* [Challenge] Both the line containing "What React, TypeScript" and the line containing "const selected = 'Оформление заказа';" are part of the range to copy, along with every line between them. Copy it exactly and leave out the pictures.
## start
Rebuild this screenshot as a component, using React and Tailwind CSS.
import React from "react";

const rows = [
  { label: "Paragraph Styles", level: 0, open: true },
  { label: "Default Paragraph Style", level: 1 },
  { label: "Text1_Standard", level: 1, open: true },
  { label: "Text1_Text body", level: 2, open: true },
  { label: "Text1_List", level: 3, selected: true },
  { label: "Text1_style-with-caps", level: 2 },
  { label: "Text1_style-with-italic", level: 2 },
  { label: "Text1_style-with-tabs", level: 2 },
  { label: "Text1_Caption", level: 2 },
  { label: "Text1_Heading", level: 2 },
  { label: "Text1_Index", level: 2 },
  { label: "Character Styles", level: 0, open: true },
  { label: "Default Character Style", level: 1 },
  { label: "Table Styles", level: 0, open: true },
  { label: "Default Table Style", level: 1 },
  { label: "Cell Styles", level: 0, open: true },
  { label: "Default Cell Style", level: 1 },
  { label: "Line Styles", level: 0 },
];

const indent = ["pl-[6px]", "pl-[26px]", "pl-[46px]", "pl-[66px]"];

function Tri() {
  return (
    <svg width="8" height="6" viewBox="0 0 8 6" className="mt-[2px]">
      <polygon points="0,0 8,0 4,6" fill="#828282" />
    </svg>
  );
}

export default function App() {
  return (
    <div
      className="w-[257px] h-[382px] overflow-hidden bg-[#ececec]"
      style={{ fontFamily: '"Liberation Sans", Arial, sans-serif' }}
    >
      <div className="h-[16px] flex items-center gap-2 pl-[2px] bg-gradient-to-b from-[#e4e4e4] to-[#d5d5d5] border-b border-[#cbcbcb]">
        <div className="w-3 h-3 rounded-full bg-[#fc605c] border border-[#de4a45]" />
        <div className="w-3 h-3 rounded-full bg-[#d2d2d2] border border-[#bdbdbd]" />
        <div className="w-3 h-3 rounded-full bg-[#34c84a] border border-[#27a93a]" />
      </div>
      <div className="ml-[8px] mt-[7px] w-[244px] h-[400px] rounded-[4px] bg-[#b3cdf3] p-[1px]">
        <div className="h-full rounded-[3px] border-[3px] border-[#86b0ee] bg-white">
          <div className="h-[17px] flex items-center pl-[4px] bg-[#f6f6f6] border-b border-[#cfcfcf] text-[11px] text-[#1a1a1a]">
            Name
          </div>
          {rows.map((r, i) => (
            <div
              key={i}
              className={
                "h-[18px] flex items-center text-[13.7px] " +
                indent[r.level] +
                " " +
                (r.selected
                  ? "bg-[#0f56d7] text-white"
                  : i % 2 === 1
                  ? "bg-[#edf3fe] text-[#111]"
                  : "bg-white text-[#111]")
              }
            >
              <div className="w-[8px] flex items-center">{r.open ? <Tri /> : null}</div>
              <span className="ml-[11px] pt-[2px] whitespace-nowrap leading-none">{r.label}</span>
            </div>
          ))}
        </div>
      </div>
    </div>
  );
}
## end
## start
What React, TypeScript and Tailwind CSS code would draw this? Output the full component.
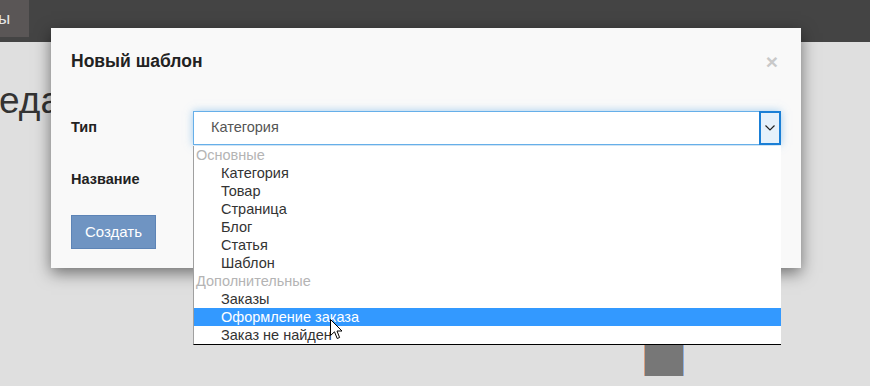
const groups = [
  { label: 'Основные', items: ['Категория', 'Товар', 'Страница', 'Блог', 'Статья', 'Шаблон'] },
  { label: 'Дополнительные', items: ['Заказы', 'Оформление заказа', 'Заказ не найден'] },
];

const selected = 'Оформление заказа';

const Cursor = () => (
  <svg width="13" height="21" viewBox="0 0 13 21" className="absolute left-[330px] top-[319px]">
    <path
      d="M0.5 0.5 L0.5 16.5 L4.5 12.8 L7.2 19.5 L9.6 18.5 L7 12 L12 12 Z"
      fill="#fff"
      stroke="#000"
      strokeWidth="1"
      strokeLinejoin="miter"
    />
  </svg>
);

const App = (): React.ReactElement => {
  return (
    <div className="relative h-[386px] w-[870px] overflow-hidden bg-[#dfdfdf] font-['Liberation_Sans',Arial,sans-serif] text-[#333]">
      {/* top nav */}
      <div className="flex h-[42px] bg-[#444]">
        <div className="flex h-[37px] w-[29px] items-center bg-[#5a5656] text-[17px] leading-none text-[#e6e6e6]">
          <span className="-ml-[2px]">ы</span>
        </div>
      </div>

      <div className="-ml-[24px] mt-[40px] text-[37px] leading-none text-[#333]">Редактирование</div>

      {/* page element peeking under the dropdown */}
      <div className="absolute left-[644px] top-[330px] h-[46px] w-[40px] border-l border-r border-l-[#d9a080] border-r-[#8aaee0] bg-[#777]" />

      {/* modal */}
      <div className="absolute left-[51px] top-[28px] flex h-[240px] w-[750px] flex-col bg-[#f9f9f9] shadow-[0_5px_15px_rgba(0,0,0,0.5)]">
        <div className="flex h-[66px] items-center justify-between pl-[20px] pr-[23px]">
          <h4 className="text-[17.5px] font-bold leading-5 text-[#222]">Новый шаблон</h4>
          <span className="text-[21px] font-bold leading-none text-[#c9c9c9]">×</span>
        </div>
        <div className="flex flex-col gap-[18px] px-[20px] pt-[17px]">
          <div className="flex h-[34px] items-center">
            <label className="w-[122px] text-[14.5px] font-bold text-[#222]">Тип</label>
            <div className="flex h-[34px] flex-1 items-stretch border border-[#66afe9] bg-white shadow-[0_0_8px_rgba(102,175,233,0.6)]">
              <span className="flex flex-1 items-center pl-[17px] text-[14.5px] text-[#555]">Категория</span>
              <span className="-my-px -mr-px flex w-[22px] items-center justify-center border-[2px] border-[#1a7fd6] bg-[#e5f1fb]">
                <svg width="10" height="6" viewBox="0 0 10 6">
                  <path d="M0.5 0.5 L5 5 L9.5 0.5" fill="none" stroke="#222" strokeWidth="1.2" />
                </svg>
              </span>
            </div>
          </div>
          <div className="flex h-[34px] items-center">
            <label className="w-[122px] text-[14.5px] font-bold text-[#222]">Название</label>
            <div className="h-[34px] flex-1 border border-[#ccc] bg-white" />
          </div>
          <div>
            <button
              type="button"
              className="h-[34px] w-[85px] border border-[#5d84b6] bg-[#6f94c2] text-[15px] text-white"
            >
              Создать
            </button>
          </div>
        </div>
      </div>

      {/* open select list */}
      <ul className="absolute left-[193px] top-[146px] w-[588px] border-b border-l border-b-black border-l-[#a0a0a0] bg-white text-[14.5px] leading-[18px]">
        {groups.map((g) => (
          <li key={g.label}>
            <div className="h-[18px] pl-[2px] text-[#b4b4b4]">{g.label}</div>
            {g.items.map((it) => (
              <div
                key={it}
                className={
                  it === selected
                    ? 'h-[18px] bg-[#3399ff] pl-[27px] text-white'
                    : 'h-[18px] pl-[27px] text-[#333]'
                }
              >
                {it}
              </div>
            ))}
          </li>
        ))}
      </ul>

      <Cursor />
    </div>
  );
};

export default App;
## end
## start
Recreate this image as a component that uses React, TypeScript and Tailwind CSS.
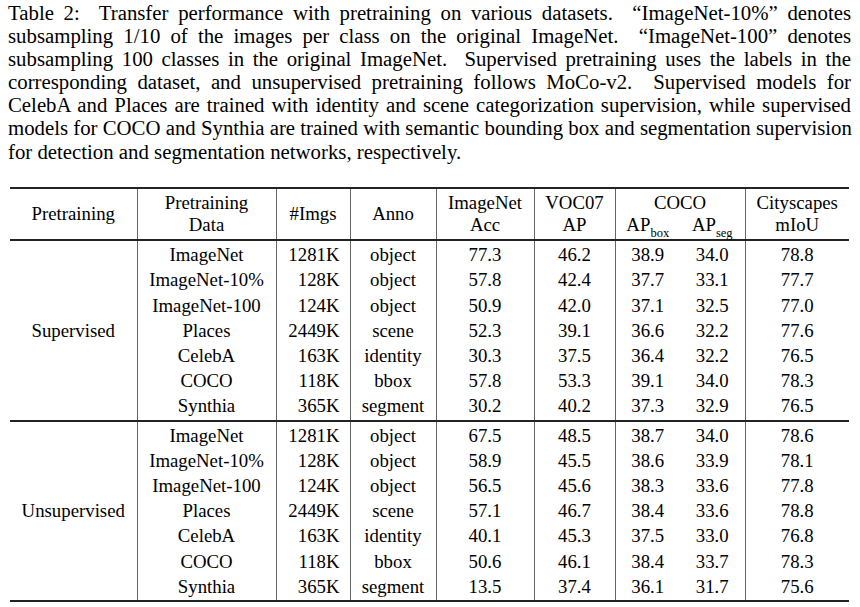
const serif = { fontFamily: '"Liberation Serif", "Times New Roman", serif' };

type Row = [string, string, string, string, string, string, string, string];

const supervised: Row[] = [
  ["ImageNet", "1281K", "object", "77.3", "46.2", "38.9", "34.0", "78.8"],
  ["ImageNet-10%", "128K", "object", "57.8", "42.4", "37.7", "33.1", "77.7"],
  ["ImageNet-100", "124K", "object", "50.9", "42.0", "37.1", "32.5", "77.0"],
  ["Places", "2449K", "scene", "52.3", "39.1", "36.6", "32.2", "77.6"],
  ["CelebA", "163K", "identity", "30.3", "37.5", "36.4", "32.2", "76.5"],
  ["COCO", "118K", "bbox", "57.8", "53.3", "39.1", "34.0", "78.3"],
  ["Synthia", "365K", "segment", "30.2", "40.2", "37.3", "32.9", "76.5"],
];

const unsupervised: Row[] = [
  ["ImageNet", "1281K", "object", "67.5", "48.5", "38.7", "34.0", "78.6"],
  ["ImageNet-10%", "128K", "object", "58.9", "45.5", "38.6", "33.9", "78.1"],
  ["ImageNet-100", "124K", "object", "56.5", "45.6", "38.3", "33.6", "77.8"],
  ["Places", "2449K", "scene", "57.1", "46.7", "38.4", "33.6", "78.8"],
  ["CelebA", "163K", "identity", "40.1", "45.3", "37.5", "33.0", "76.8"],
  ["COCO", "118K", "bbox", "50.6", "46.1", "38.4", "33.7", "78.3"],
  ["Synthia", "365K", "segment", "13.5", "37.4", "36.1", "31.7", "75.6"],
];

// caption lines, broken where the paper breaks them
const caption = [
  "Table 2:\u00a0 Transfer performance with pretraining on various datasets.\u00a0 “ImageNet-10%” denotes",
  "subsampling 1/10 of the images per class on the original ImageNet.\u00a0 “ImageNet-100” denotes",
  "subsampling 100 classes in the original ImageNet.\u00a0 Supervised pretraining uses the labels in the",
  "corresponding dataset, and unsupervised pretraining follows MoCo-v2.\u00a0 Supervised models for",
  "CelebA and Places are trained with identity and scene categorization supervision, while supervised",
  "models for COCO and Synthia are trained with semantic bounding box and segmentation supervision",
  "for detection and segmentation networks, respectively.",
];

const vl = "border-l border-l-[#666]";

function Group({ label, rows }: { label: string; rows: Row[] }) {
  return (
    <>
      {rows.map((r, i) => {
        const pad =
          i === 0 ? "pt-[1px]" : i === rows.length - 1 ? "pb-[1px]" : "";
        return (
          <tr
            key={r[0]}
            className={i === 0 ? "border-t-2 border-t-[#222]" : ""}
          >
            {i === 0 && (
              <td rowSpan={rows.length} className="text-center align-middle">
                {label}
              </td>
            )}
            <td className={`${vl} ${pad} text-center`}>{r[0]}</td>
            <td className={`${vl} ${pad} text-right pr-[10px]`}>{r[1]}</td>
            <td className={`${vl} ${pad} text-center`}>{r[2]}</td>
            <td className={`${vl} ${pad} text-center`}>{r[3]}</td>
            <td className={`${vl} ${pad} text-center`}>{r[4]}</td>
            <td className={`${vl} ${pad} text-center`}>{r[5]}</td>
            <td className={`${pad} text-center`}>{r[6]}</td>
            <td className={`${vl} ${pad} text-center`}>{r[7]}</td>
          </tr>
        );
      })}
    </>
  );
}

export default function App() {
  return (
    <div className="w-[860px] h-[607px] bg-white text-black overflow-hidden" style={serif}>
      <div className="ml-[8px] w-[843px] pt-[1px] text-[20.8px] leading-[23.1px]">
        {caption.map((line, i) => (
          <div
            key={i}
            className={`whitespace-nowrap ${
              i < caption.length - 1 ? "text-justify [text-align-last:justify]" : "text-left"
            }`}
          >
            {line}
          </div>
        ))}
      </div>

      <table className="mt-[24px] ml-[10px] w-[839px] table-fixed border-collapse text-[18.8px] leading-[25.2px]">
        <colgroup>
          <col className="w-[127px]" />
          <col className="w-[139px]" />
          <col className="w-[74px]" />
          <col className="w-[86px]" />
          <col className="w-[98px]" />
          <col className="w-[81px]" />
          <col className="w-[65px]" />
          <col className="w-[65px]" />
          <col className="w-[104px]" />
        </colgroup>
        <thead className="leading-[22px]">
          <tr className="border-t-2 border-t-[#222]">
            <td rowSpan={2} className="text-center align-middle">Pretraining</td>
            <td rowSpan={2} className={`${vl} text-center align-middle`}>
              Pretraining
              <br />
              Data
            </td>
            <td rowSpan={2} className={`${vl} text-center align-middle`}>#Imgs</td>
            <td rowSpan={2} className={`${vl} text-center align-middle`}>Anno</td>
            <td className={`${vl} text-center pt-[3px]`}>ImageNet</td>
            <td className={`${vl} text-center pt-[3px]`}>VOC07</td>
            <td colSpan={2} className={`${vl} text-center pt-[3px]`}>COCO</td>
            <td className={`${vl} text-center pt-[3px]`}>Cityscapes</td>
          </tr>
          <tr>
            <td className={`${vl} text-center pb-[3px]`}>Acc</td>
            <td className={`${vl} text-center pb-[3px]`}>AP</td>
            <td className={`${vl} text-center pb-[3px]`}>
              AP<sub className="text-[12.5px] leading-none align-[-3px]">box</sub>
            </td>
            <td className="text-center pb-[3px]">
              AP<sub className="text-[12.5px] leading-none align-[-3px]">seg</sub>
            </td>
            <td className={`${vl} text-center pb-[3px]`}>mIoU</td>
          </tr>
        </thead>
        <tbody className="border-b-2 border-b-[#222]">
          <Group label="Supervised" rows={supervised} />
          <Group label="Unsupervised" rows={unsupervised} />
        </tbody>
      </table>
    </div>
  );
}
## end
* [Worked answer]
What React, TypeScript and Tailwind CSS code would draw this? Output the full component.
const groups = [
  { label: 'Основные', items: ['Категория', 'Товар', 'Страница', 'Блог', 'Статья', 'Шаблон'] },
  { label: 'Дополнительные', items: ['Заказы', 'Оформление заказа', 'Заказ не найден'] },
];

const selected = 'Оформление заказа';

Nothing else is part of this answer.